Im DDR-Ministerium für Auswärtige Angelegenheiten wurde aus „außenpolitischer Sicht“ jedoch keine Veranlassung für eine Instandsetzung gesehen. Anders sah das der damalige Rat des Bezirkes Potsdam: Werde die Brücke nicht instand gesetzt, würden in spätestens zehn Jahren erste Kon struktionsteile derart verschlissen sein, dass eine Totalsperrung sowie ein späterer Abriss drohen, hieß es in einer Vorlage 1980 an das Politbüro der SED. Darin wurde vorgeschlagen, die Brücke für jeglichen Fahrzeug- und Fußgängerverkehr zu sperren. „Zur Minderung der Einsturzgefahr des Bauwerkes sollen Fahr- und Gehwegbeläge demontiert werden“, schlug der Rat vor. Die destruktive Haltung der DDR-Behörden lag auf der Hand und ist ebenso dokumentiert: Dem West-Berliner Senat wurde deutlich gemacht, dass die Brücke vorwiegend dem Verkehr der Militärbehörden der drei Westmächte dient, „sodass es seitens der DDR keine Veranlassung besteht“, Arbeiten zum Erhalt der Brücke durchzuführen, geschweige denn Kosten zu tragen.
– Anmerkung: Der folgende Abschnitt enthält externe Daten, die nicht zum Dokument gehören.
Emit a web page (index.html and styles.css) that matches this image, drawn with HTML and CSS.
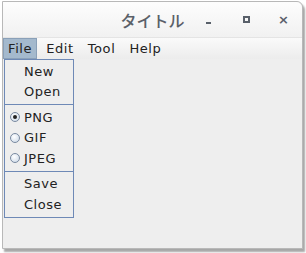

Die Taktik des Ostens ging auf. West-Berlin willigte ein, die Kosten von zwei Millionen D-Mark für die Brückenarbeiten auf DDR-Seite zu übernehmen. Von April bis November 1985 wurden die Bauarbeiten ausgeführt. Das Ergebnis ist jedoch nicht nur eine Brückenfarbe in unterschiedlichem Grünton. Die DDR nutzte zugleich die Gelegenheit, um ab Dezember 1985 die Glienicker Brücke als Grenzübergangsstelle für den Wechselverkehr von in der DDR akkreditierten Diplomaten zu installieren.
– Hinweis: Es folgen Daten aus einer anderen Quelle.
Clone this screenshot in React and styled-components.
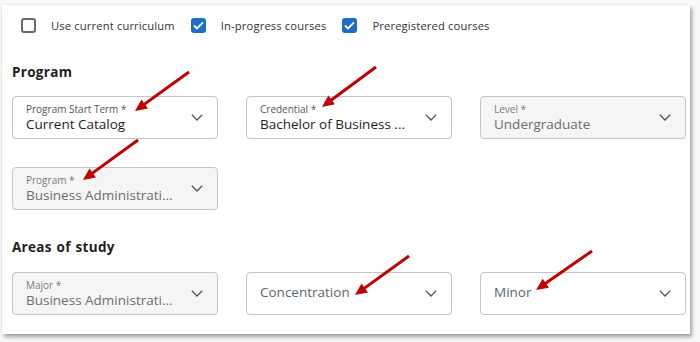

Ihren nächsten Anstrich könnte die Brücke in etwa zwölf Jahren bekommen. „Der Korrossionsschutz bei Brücken wird alle 40 Jahre erneuert, insofern es keinen dringenden Bedarf gibt“, sagt Daniela Augenstein von der Berliner Senatsverwaltung. Fraglich ist, ob dann die Glienicker Brücke in einem einheitlichen Grün erscheinen wird. Für die Wahl der Farbtöne ist der Denkmalschutz zuständig. „Wenn die Denkmalschutzbehörde es als historisch begründet sieht, dass die Brücke zwei Farbtöne hat, könnte es auch in Zukunft dabei bleiben“, sagt Augenstein.